Monday, April 23, 2012
Hunger by Knut Hamsun
Groundbreaking but not earth-shattering
This novel by Nobel Prize-winning Norwegian author Knut Hamsun relates the thoughts and actions of an unnamed, unemployed, and starving narrator who ekes out a meagre existence in the city of Kristiania (known today as Oslo). Besides selling an occasional philosophical article to the local newspapers, this man has no means of reliable income and does not put forth much effort into acquiring any. Though apparently well-educated, he exhibits obvious signs of mental illness. It’s unclear, however, whether his psychological problems are the result of his hunger and unemployment, or vice versa. He considers himself to be singled out for persecution by God, and curses the Almighty defiantly. While he recognizes his own wretchedness, his preoccupation with personal dignity and civilized propriety often results in him turning down money or food that may be of valuable use in prolonging his life.

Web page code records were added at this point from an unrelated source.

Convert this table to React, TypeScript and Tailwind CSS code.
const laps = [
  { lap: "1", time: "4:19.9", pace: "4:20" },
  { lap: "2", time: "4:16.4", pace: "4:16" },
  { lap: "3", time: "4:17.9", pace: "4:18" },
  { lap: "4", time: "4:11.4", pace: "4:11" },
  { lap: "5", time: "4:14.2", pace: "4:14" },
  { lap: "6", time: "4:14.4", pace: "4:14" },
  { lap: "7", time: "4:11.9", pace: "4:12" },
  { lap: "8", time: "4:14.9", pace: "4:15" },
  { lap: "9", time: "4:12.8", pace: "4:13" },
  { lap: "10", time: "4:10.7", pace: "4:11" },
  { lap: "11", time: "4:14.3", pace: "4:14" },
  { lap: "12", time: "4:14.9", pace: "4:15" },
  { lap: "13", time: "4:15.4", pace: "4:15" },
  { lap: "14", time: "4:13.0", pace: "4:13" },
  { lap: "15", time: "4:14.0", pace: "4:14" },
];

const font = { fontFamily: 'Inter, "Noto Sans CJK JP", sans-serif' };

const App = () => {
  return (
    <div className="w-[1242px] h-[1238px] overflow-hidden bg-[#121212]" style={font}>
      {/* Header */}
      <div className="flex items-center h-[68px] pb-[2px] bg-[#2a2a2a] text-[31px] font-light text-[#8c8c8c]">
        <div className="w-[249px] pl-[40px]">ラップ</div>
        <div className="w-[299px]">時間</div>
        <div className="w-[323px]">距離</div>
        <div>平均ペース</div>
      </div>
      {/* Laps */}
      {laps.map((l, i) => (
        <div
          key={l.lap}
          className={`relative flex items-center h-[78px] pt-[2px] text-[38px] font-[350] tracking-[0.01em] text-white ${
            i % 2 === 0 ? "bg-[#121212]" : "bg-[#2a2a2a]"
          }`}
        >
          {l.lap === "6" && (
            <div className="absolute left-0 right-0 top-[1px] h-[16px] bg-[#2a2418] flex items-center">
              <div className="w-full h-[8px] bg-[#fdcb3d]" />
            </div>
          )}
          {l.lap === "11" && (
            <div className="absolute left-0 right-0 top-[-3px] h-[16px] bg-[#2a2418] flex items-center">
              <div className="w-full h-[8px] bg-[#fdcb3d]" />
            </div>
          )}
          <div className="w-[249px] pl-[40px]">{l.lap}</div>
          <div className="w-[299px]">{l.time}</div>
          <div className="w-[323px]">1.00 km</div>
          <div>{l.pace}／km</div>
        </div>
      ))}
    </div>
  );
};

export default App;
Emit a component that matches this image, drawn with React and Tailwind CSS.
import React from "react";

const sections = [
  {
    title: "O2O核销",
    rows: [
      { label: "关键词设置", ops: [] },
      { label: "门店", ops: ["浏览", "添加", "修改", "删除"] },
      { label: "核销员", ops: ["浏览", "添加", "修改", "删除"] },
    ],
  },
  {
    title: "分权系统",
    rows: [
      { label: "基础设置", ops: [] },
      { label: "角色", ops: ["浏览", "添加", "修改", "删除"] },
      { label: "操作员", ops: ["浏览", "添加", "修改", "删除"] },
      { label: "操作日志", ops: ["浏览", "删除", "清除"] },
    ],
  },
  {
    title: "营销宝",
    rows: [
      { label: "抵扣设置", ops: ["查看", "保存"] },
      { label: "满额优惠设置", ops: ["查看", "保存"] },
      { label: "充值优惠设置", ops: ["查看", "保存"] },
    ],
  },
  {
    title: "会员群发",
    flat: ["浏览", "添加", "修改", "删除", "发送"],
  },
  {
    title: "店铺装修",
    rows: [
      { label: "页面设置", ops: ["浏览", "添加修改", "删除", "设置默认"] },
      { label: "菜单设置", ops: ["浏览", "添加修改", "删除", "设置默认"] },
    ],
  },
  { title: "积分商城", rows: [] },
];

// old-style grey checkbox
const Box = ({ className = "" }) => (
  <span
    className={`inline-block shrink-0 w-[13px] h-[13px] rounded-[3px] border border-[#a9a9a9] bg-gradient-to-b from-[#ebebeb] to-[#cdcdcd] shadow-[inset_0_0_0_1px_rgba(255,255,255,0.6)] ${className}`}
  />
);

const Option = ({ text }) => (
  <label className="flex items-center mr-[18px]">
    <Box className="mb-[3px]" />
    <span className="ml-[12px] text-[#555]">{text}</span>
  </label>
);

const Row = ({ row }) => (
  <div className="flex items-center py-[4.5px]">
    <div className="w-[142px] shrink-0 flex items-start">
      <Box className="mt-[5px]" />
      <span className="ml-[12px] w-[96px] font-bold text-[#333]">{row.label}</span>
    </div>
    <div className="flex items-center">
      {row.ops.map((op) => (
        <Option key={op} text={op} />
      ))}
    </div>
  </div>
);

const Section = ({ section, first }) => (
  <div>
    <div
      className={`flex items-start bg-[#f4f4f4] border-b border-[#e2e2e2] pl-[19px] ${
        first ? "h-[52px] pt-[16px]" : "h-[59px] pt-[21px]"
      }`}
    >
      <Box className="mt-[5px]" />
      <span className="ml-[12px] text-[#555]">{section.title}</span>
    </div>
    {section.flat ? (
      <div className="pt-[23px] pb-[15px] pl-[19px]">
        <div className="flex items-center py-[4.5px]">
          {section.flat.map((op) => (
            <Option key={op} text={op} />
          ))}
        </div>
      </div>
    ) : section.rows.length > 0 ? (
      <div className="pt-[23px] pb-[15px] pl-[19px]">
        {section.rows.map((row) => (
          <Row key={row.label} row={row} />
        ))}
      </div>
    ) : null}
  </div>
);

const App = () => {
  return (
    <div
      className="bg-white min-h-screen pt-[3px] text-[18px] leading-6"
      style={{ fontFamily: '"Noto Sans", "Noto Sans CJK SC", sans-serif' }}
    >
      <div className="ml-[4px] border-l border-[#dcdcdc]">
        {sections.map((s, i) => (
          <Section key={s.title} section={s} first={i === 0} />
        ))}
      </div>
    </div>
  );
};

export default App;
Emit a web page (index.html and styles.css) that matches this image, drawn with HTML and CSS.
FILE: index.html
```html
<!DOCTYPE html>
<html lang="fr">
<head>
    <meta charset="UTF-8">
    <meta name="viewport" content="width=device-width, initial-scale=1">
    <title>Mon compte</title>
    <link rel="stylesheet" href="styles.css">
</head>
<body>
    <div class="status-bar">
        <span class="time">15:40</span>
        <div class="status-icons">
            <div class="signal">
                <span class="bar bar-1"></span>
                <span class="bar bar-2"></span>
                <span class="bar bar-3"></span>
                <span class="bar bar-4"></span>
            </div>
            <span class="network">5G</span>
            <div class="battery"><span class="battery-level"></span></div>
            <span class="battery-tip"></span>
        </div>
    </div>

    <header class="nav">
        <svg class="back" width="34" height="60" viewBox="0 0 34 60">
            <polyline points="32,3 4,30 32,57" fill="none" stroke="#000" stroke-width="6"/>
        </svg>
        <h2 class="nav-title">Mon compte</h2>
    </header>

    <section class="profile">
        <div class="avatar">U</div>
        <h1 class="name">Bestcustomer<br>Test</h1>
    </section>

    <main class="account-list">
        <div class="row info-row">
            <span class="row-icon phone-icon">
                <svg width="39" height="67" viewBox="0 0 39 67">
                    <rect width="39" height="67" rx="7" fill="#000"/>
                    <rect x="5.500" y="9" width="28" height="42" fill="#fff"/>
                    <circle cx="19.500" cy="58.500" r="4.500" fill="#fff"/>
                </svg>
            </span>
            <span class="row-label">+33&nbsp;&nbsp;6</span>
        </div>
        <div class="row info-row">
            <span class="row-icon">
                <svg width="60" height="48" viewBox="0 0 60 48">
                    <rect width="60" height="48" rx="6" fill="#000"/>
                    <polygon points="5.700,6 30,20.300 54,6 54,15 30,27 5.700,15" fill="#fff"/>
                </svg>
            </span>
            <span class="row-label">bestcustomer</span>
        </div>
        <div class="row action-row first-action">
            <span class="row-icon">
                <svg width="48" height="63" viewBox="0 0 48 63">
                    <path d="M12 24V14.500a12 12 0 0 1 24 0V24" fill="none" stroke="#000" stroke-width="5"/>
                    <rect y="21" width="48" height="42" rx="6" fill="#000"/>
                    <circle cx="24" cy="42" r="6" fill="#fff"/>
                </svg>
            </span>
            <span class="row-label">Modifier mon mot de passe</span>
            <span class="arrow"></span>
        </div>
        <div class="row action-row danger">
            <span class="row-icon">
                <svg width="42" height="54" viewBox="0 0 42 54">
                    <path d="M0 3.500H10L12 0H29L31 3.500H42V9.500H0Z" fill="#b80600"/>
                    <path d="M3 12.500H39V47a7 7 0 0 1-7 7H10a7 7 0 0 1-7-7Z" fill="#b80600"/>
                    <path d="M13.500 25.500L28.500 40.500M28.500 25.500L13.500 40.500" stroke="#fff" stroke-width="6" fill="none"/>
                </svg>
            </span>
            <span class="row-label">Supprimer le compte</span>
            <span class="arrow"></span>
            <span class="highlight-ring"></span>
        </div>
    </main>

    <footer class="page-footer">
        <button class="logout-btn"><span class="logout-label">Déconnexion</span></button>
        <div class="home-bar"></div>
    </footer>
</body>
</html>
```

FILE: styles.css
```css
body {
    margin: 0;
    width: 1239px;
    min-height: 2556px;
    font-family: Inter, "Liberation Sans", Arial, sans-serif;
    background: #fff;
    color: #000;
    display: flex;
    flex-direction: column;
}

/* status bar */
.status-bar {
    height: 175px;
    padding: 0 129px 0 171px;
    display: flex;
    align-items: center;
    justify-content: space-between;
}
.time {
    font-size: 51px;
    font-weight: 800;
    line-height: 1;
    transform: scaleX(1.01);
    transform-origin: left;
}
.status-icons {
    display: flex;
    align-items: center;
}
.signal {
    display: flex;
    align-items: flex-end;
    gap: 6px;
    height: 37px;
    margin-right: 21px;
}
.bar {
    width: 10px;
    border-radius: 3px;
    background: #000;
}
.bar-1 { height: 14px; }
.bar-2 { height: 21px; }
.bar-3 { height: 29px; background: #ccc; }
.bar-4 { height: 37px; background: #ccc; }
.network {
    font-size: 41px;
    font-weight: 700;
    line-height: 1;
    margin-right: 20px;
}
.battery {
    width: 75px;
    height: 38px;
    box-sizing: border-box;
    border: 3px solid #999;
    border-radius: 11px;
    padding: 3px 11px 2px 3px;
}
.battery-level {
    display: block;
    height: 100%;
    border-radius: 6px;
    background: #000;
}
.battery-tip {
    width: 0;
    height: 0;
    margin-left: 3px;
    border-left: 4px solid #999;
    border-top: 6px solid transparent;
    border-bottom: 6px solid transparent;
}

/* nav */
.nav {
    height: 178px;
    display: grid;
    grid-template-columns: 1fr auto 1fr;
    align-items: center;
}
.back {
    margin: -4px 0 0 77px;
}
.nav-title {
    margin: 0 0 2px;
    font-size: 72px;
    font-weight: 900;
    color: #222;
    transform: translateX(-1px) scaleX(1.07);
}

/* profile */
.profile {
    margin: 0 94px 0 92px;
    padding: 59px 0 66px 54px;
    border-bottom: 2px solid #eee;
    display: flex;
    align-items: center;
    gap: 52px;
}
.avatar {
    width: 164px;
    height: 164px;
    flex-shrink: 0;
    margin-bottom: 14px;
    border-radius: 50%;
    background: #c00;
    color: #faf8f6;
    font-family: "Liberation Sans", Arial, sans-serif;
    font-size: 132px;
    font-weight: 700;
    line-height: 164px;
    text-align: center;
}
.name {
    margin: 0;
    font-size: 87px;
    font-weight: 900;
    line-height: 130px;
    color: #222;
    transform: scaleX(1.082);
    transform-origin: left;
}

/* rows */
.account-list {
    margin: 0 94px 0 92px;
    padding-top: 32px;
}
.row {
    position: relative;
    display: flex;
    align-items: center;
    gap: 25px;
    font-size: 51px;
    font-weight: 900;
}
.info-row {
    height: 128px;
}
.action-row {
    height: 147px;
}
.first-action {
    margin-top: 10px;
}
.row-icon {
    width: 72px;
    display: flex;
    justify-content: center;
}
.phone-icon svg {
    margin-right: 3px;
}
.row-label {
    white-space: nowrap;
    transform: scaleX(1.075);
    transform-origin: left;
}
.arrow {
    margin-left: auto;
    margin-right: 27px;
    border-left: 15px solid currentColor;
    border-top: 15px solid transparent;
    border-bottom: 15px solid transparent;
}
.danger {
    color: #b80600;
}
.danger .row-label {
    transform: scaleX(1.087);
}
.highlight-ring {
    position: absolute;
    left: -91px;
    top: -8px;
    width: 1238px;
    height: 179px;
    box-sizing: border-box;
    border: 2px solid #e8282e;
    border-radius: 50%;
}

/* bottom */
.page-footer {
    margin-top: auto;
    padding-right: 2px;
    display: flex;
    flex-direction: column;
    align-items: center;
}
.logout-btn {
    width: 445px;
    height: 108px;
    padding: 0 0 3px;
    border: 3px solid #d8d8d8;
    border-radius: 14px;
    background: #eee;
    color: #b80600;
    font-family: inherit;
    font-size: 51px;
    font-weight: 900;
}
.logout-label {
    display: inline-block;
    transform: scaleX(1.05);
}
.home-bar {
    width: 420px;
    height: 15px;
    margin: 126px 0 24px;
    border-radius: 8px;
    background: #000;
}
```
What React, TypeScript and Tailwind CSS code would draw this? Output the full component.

Through this first-person account of a troubled and delusional mind, Hamsun provides a sometimes bleak, sometimes comical vision of the frustrating insignificance of an individual lost within the framework of modern civilization.
Hunger was first published in 1890, but in style and substance it is decades ahead of its time. It demonstrates one of the first uses of the stream of consciousness narrative mode, and in its preoccupation with internal human psychology as opposed to concrete plot events, it is a precursor to much of the modernist literature of the early 20th century.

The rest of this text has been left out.